Couplers #1: Prima Volta

Couplers #1: Prima Volta (2008)
by Realbuzz Studios | Thomas Nelson
128 Pages - Full Color [ Science Fiction / Teen Fiction ]

Story and Creation - Studio Sakai

Publisher summary: Like generations before them, cadets Adam and Dawn have always lived aboard the asteroid. Here the rules of growing up and relationships are . . . different. But Adam and Dawn's generation faces a challenge their ancestors never imagined: Robotic Alien Technology is attacking their world-with the intent to destroy everyone on board.

Reviewer: UC Pseudonym | Contact | 8 August 2008

As one of the first “secular” titles to come out of RealBuzz Studios, I wasn’t sure exactly what to expect from Couplers. I was actually pleasantly surprised to find a decent science fiction story that doesn’t beat the reader over the head with its themes. It’s also aimed toward tween girls, so… I wish the tween female scifi market well? There’s also one other thing I need to get out of the way: that is not the most aptly chosen title, given the other definitions of the word.

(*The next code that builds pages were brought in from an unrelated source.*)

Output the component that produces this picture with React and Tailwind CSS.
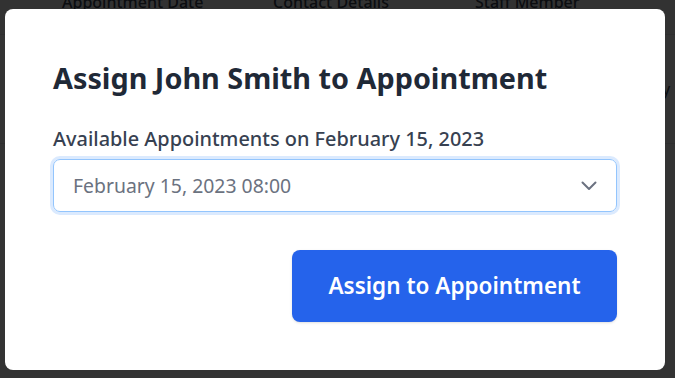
import React from "react";

export default function App() {
  const font = { fontFamily: '"Noto Sans", "Open Sans", sans-serif' };
  return (
    <div className="relative w-[675px] h-[378px] overflow-hidden bg-white" style={font}>
      {/* background table */}
      <div className="-mt-[14px]">
        <div className="flex h-[49px] items-center pb-[16px] bg-gray-50 border-b border-gray-200 text-[16px] text-[#374151] font-medium">
          <div className="w-[62px]" />
          <div className="w-[211px]">Appointment Date</div>
          <div className="w-[202px]">Contact Details</div>
          <div>Staff Member</div>
        </div>
        <div className="flex h-[109px] items-center border-b border-gray-200 text-[16px] text-[#374151]">
          <div className="w-[662px]" />
          <div>y</div>
        </div>
      </div>

      {/* overlay */}
      <div className="absolute inset-0 bg-black/80 flex items-start justify-center pt-[9px] pl-[5px] pr-[10px]">
        <div className="w-[660px] h-[361px] bg-white rounded-lg p-12 flex flex-col">
          <h2 className="mt-[3px] text-[28.8px] leading-[36px] font-bold text-[#1f2937] whitespace-nowrap">
            Assign John Smith to Appointment
          </h2>
          <label className="mt-[31px] text-[19.9px] leading-[24px] font-medium text-[#374151] whitespace-nowrap">
            Available Appointments on February 15, 2023
          </label>
          <div className="mt-[8px] h-[55px] rounded-[7px] ring-[3px] ring-[#dbeafe] border border-[#93c5fd] flex items-center justify-between pl-[19px] pr-[19px]">
            <span className="text-[19.4px] text-[#6b7280] whitespace-nowrap">February 15, 2023 08:00</span>
            <svg width="16" height="10" viewBox="0 0 16 10" fill="none" stroke="#6b7280" strokeWidth="2" strokeLinecap="round" strokeLinejoin="round">
              <path d="M1.5 1.5l6.5 6.5 6.5-6.5" />
            </svg>
          </div>
          <div className="mt-[38px] flex justify-end">
            <button className="w-[325px] h-[72px] rounded-lg bg-[#2563eb] text-white text-[22.5px] font-semibold shadow-sm whitespace-nowrap">
              Assign to Appointment
            </button>
          </div>
        </div>
      </div>
    </div>
  );
}
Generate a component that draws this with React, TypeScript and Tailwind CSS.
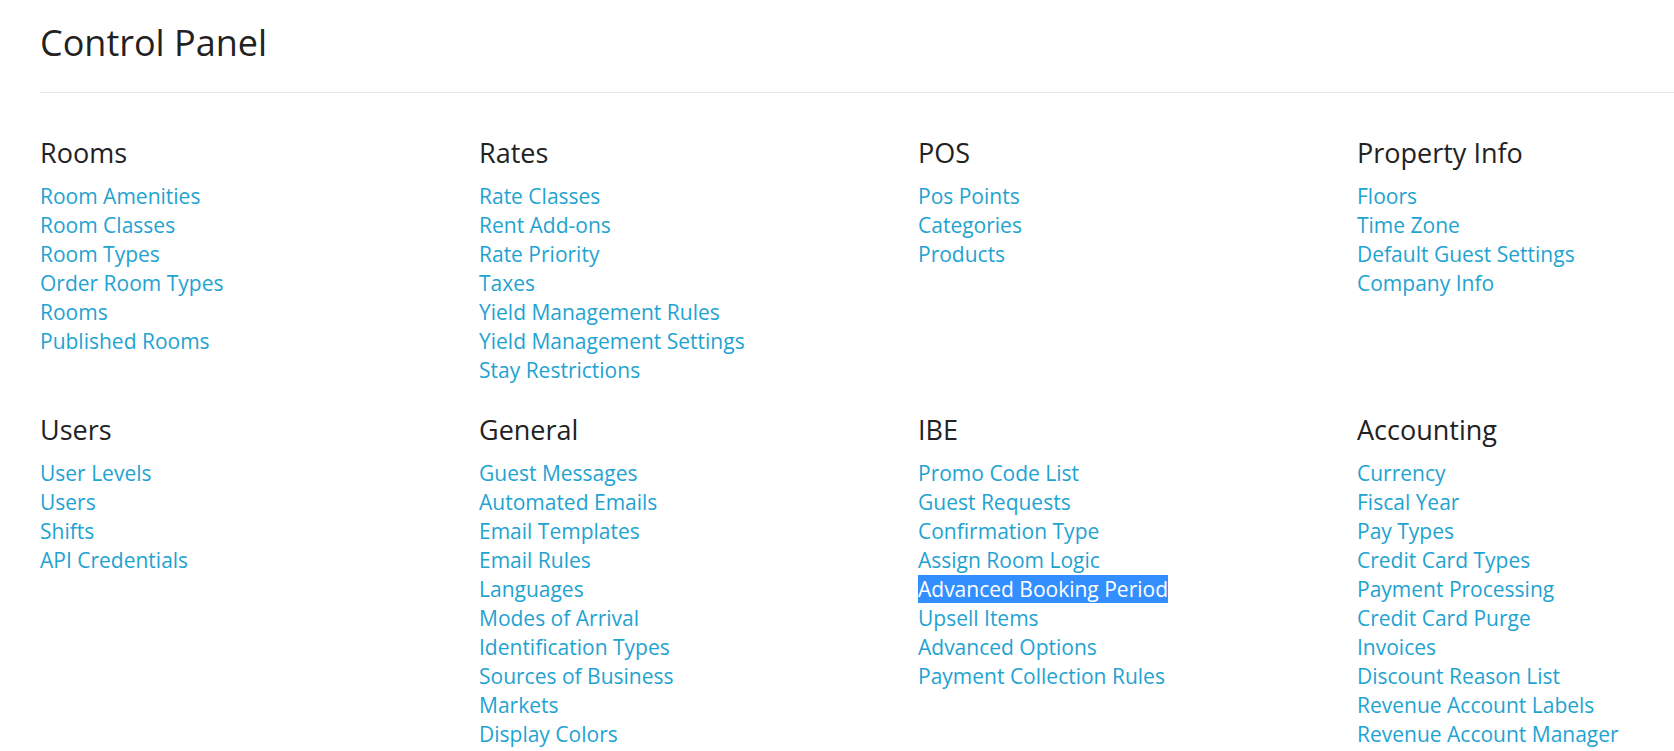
import React from "react";

type Section = { title: string; links: string[] };

const sections: Section[] = [
  {
    title: "Rooms",
    links: ["Room Amenities", "Room Classes", "Room Types", "Order Room Types", "Rooms", "Published Rooms"],
  },
  {
    title: "Rates",
    links: [
      "Rate Classes",
      "Rent Add-ons",
      "Rate Priority",
      "Taxes",
      "Yield Management Rules",
      "Yield Management Settings",
      "Stay Restrictions",
    ],
  },
  { title: "POS", links: ["Pos Points", "Categories", "Products"] },
  {
    title: "Property Info",
    links: ["Floors", "Time Zone", "Default Guest Settings", "Company Info"],
  },
  { title: "Users", links: ["User Levels", "Users", "Shifts", "API Credentials"] },
  {
    title: "General",
    links: [
      "Guest Messages",
      "Automated Emails",
      "Email Templates",
      "Email Rules",
      "Languages",
      "Modes of Arrival",
      "Identification Types",
      "Sources of Business",
      "Markets",
      "Display Colors",
    ],
  },
  {
    title: "IBE",
    links: [
      "Promo Code List",
      "Guest Requests",
      "Confirmation Type",
      "Assign Room Logic",
      "Advanced Booking Period",
      "Upsell Items",
      "Advanced Options",
      "Payment Collection Rules",
    ],
  },
  {
    title: "Accounting",
    links: [
      "Currency",
      "Fiscal Year",
      "Pay Types",
      "Credit Card Types",
      "Payment Processing",
      "Credit Card Purge",
      "Invoices",
      "Discount Reason List",
      "Revenue Account Labels",
      "Revenue Account Manager",
    ],
  },
];

// the one link that shows as selected text in the screenshot
const SELECTED = "Advanced Booking Period";

function SectionBlock({ section }: { section: Section }) {
  return (
    <div>
      <h3 className="text-[27px] leading-[28px] text-[#222222] mb-[15px]">{section.title}</h3>
      <ul>
        {section.links.map((link) => (
          <li key={link} className="text-[21px] leading-[29px]">
            <a href="#" className="text-[#1fa3d1]">
              {link === SELECTED ? <span className="bg-[#338fff] text-white">{link}</span> : link}
            </a>
          </li>
        ))}
      </ul>
    </div>
  );
}

export default function App() {
  return (
    <div
      className="min-h-screen w-full overflow-hidden bg-white pl-[40px] pt-[23px]"
      style={{ fontFamily: '"Open Sans", "Noto Sans", sans-serif' }}
    >
      <h1 className="text-[36px] leading-[40px] text-[#222222]">Control Panel</h1>
      <div className="mt-[29px] border-t border-[#e6e6e6]" />

      <div className="mt-[46px] grid grid-cols-[439px_439px_439px_439px] gap-y-[31px]">
        {sections.map((s) => (
          <SectionBlock key={s.title} section={s} />
        ))}
      </div>
    </div>
  );
}
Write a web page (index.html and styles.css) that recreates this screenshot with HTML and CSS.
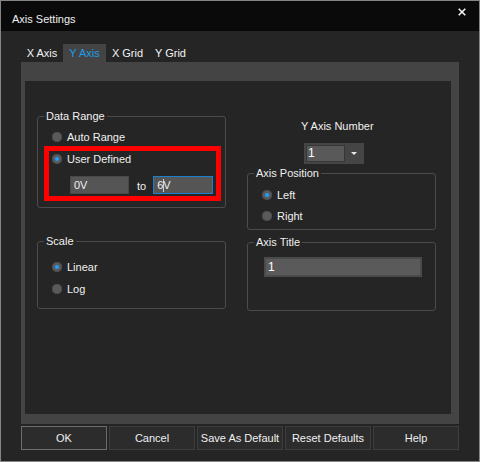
FILE: index.html
```html
<!DOCTYPE html>
<html>
<head>
<meta charset="utf-8">
<link rel="stylesheet" href="styles.css">
</head>
<body>
<div class="window">
  <div class="titlebar">
    <span class="title">Axis Settings</span>
    <svg class="close" width="8" height="8" viewBox="0 0 8 8"><path d="M0.7 0.7 L7.3 7.3 M7.3 0.7 L0.7 7.3" stroke="#f2f2f2" stroke-width="1.6" fill="none"/></svg>
  </div>
  <div class="body">
    <div class="tabs">
      <span class="tab">X Axis</span>
      <span class="tab active">Y Axis</span>
      <span class="tab">X Grid</span>
      <span class="tab">Y Grid</span>
    </div>
    <div class="panel">
      <div class="page">
        <div class="col">
          <fieldset class="group data-range">
            <legend>Data Range</legend>
            <div class="radio first"><span class="dot"></span><span>Auto Range</span></div>
            <div class="marked">
              <div class="radio"><span class="dot on"></span><span>User Defined</span></div>
              <div class="range">
                <span class="field">0V</span>
                <span class="to">to</span>
                <span class="field focus">6<span class="caret"></span>V</span>
              </div>
              <span class="highlight"></span>
            </div>
          </fieldset>
          <fieldset class="group scale">
            <legend>Scale</legend>
            <div class="radio first"><span class="dot on"></span><span>Linear</span></div>
            <div class="radio"><span class="dot"></span><span>Log</span></div>
          </fieldset>
        </div>
        <div class="col right">
          <div class="axis-number">
            <span class="label">Y Axis Number</span>
            <div class="combo"><span class="combo-edit">1</span><span class="arrow"></span></div>
          </div>
          <fieldset class="group axis-pos">
            <legend>Axis Position</legend>
            <div class="radio first"><span class="dot on"></span><span>Left</span></div>
            <div class="radio"><span class="dot"></span><span>Right</span></div>
          </fieldset>
          <fieldset class="group axis-title">
            <legend>Axis Title</legend>
            <div class="title-field">1</div>
          </fieldset>
        </div>
      </div>
    </div>
    <div class="buttons">
      <span class="btn default">OK</span>
      <span class="btn">Cancel</span>
      <span class="btn">Save As Default</span>
      <span class="btn">Reset Defaults</span>
      <span class="btn">Help</span>
    </div>
  </div>
</div>
</body>
</html>
```
FILE: styles.css
```css
* { box-sizing: border-box; }
html, body { margin: 0; padding: 0; background: #252525; }
body {
  font-family: "Liberation Sans", Arial, sans-serif;
  font-size: 11px;
  line-height: 13px;
  color: #f0f0f0;
}
.window {
  width: 480px;
  height: 462px;
  border: 1px solid #858585;
  background: #252525;
  display: flex;
  flex-direction: column;
}
.titlebar {
  height: 30px;
  background: #0a0a0a;
  display: flex;
  align-items: flex-start;
  flex-shrink: 0;
}
.title {
  margin: 12px 0 0 11px;
}
.close {
  margin: 7px 13px 0 auto;
  display: block;
}
.body {
  padding: 0 20px;
  display: flex;
  flex-direction: column;
}
.tabs {
  margin-top: 13px;
  height: 18px;
  display: flex;
}
.tab {
  height: 18px;
  display: flex;
  align-items: center;
  justify-content: center;
  color: #f4f4f4;
}
.tab:nth-child(1) { width: 42px; }
.tab:nth-child(2) { width: 43px; }
.tab:nth-child(3) { width: 43px; }
.tab:nth-child(4) { width: 43px; }
.tab.active {
  background: #444444;
  color: #1e9de9;
}
.panel {
  border-style: solid;
  border-color: #444444;
  border-width: 19px 8px 10px 4px;
  height: 362px;
}
.page {
  height: 100%;
  background: #252525;
  display: flex;
  align-items: flex-start;
  padding: 29px 0 0 12px;
  column-gap: 21px;
}
.col {
  width: 189px;
  display: flex;
  flex-direction: column;
}
.col.right { margin-top: 10px; }
.group {
  margin: 0;
  padding: 0 0 0 6px;
  border: 1px solid #4b4b4b;
  border-radius: 3px;
  min-width: 0;
  width: 189px;
}
.group legend {
  padding: 0 2px;
  height: 13px;
  line-height: 13px;
  color: #f0f0f0;
}
.data-range { height: 98px; }
.scale { height: 74px; margin-top: 27px; }
.axis-pos { height: 63px; margin-top: 3px; }
.axis-title { height: 75px; margin-top: 6px; }
.radio {
  height: 16px;
  margin: 6px 0 0 8px;
  display: flex;
  align-items: center;
  column-gap: 5px;
}
.data-range .radio.first { margin-top: 6px; }
.scale .radio.first { margin-top: 11px; }
.axis-pos .radio.first { margin-top: 7px; }
.axis-pos .radio + .radio { margin-top: 5px; }
.dot {
  width: 10px;
  height: 10px;
  border-radius: 50%;
  background: #5a5a5a;
  box-shadow: inset 0 0 0 1px #4c4c4c;
  display: flex;
  align-items: center;
  justify-content: center;
}
.dot.on::after {
  content: "";
  width: 4px;
  height: 4px;
  border-radius: 50%;
  background: #1aa0ff;
}
.marked {
  position: relative;
}
.range {
  margin: 9px 0 0 26px;
  display: flex;
  align-items: flex-end;
}
.field {
  width: 59px;
  height: 18px;
  background: #555555;
  border: 1px solid #484848;
  padding: 2px 0 0 3px;
  color: #f0f0f0;
  display: flex;
}
.field.focus {
  width: 60px;
  border-color: #1c80d0;
}
.caret {
  width: 1px;
  height: 13px;
  background: #cfcfcf;
  margin: 0 -1px 0 0;
}
.to {
  margin: 0 7px 1px 8px;
}
.highlight {
  position: absolute;
  left: 0;
  top: -5px;
  width: 177px;
  height: 55px;
  border: 5px solid #ff0000;
}
.axis-number {
  padding-left: 54px;
  display: flex;
  flex-direction: column;
  align-items: flex-start;
}
.combo {
  margin: 10px 0 0 3px;
  width: 60px;
  height: 21px;
  background: #454545;
  padding: 2px;
  display: flex;
  align-items: center;
}
.combo-edit {
  width: 39px;
  height: 17px;
  background: #595959;
  border: 1px solid #363636;
  padding: 1px 0 0 1px;
  font-size: 12px;
  color: #ffffff;
}
.arrow {
  margin-left: 6px;
  width: 0;
  height: 0;
  border-left: 3px solid transparent;
  border-right: 3px solid transparent;
  border-top: 3px solid #e8e8e8;
}
.title-field {
  margin: 8px 0 0 10px;
  width: 158px;
  height: 20px;
  background: #5a5a5a;
  border: 2px solid #4a4a4a;
  padding: 2px 0 0 2px;
  font-size: 12px;
  color: #ffffff;
}
.buttons {
  margin-top: 2px;
  display: flex;
  justify-content: space-between;
}
.btn {
  width: 86px;
  height: 24px;
  background: #2c2c2c;
  border: 1px solid #3e3e3e;
  display: flex;
  align-items: center;
  justify-content: center;
  color: #f0f0f0;
}
.btn.default {
  border-color: #6c6c6c;
}
```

The pacing is about normal… which means that relatively little is actually done in the first slim volume. However, most readers probably won’t notice, between meeting a variety of characters and discovering the world that has been created. It’s a fairly interesting concept that is thankfully not explained via narration or painfully forced explanation. Rather, readers get to slowly understand the nature of the colony.

Our characters all play relatively straightforward roles (Adam is particularly one note) but this can be forgiven in the beginning stages of the plot. It is also nice to see a solid grounding for life on the surface of the colony. I found the idea of them living as close to sustainable as possible interesting, though it doesn’t explain why they use an archaic style of clothing. But perhaps this can also be forgiven due to the bizarre awesomeness that is tophat-dirigible man (not to mention Instructor D’Artegan).

Since this is calling itself a science fiction series, I’ll treat it as such. That means I have to object to the explanation behind the dresses in the initial flying scene (though the scene itself also makes precious little sense in the overall form). If the pretty fairy wings can lift a human body off the ground and propel it at significant speeds, the mass of clothing is insignificant compared to the weight differences that would exist in a class of adolescents.

I don’t see why that scene would be desirable in any case: presumably they’re not aiming for fanservice, given the conservative female audience. There is the slight possibility that the writers intentionally wanted to touch upon awkwardness about bodies at that stage, in which case they hit it at several points. In any case, it forces the art to utilize carefully selected camera angles. That is, I suppose, superior to the magical soap bubbles utilized later.

Perhaps most interestingly, the volume ends with “translation notes.” These are essentially straight-up philology, which I presume is a part of the author’s vision for a futuristic culture. While I could hope most readers would be interested in this kind of thing, I’m not that optimistic. However, I do approve of the tone of these in general, which suggests a series that carries itself more seriously than has often been the case with past Christian literature.